Generative AI creates the clearest commercial value in three areas: content production at scale, where it can dramatically reduce the cost and time of producing first drafts and variations; synthesis of complex unstructured information, where it can compress analyst time significantly; and acceleration of decision-making cycles, where speed has a direct commercial consequence. The value in each area depends heavily on the quality of the inputs and the measurement infrastructure around the output.
How do you measure the ROI of generative AI?
Measuring generative AI ROI requires establishing a clear baseline before deployment, defining success in commercial terms rather than output volume, and measuring against those criteria with enough consistency to detect meaningful change. The most common failure is measuring activity, such as content produced or hours saved, rather than outcomes, such as conversion rate, revenue, or margin impact.

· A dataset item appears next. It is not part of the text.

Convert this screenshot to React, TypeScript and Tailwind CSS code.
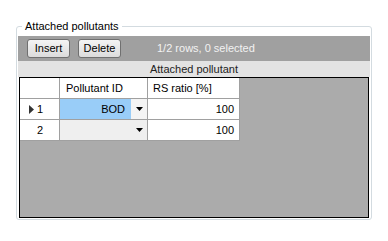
import React from 'react';

const rows = [
  { id: 1, pollutant: 'BOD', ratio: '100', current: true },
  { id: 2, pollutant: '', ratio: '100', current: false },
];

const DropArrow = () => (
  <svg width="7" height="4" viewBox="0 0 7 4" className="block">
    <path d="M0 0h7L3.5 4z" fill="#000" />
  </svg>
);

const CurrentArrow = () => (
  <svg width="5" height="9" viewBox="0 0 5 9" className="block">
    <path d="M0 0l5 4.5L0 9z" fill="#333" />
  </svg>
);

const ToolButton = ({ label }: { label: string }) => (
  <button className="w-[43px] h-[19px] rounded-[3px] border border-[#707070] bg-gradient-to-b from-[#f4f4f4] to-[#dcdcdc] text-[11px] leading-none text-black">
    {label}
  </button>
);

export default function App() {
  return (
    <div
      className="w-[388px] h-[241px] bg-white overflow-hidden pt-[26px] pl-[16px]"
      style={{ fontFamily: '"Liberation Sans", Arial, sans-serif' }}
    >
      <div className="relative w-[356px] h-[194px] border border-[#d3dbe0] rounded-[3px] px-px pt-[9px]">
        <span className="absolute -top-[8px] left-[5px] bg-white px-[3px] text-[11px] leading-[14px] text-black">
          Attached pollutants
        </span>

        <div className="h-[25px] bg-[#a0a0a0] flex items-center pl-[9px]">
          <ToolButton label="Insert" />
          <div className="w-[8px]" />
          <ToolButton label="Delete" />
          <span className="ml-[36px] text-[11px] text-[#f2f2f2]">1/2 rows, 0 selected</span>
        </div>

        <div className="h-[16px] bg-[#e3e3e3] flex items-center justify-center text-[11px] text-[#222]">
          Attached pollutant
        </div>

        <div className="mx-px h-[141px] border border-black bg-[#ababab] text-[11px] text-black">
          <div className="flex">
            <div className="w-[40px] h-[21px] bg-white border-r border-b border-[#a0a0a0]" />
            <div className="w-[88px] h-[21px] bg-white border-r border-b border-[#a0a0a0] flex items-center pl-[6px]">
              Pollutant ID
            </div>
            <div className="w-[92px] h-[21px] bg-white border-r border-b border-[#a0a0a0] flex items-center pl-[5px]">
              RS ratio [%]
            </div>
          </div>
          {rows.map((r) => (
            <div key={r.id} className="flex">
              <div className="w-[40px] h-[21px] bg-white border-r border-b border-[#a0a0a0] flex items-center">
                <div className="w-[17px] flex justify-end pr-[3px]">{r.current && <CurrentArrow />}</div>
                <span>{r.id}</span>
              </div>
              <div
                className={`w-[88px] h-[21px] border-r border-b border-[#a0a0a0] flex ${
                  r.current ? 'bg-[#99cdf8]' : 'bg-[#efefef]'
                }`}
              >
                <div className="flex-1 flex items-center justify-end pr-[6px]">{r.pollutant}</div>
                <div
                  className={`w-[16px] flex items-center justify-center ${
                    r.current ? 'bg-[#f4f4f4]' : ''
                  }`}
                >
                  <DropArrow />
                </div>
              </div>
              <div className="w-[92px] h-[21px] bg-white border-r border-b border-[#a0a0a0] flex items-center justify-end pr-[5px]">
                {r.ratio}
              </div>
            </div>
          ))}
        </div>
      </div>
    </div>
  );
}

If you cannot measure the baseline, you cannot prove the improvement.
What organisational capabilities do you need for a generative AI strategy to work?
Three capabilities matter most. First, the ability to write effective prompts, which is a learnable skill that needs to be standardised rather than left to individual experimentation. Second, the ability to critically evaluate AI output, which requires people who are good enough at the underlying task to catch errors that are plausible-sounding but wrong. Third, governance structures that define accountability, approval workflows, and risk management, particularly for organisations processing sensitive information through AI systems.
Will generative AI tools become a commodity, and what does that mean for competitive advantage?
Yes. Generative AI tools are commoditising rapidly, and the barrier to using them for content production, data synthesis, and customer communication is approaching zero. When that happens, tool access will not be a differentiator. The organisations with durable competitive advantage will be those with better quality inputs, more rigorous measurement, stronger editorial judgment, and clearer commercial strategy. Those things do not commoditise in the same way that software does.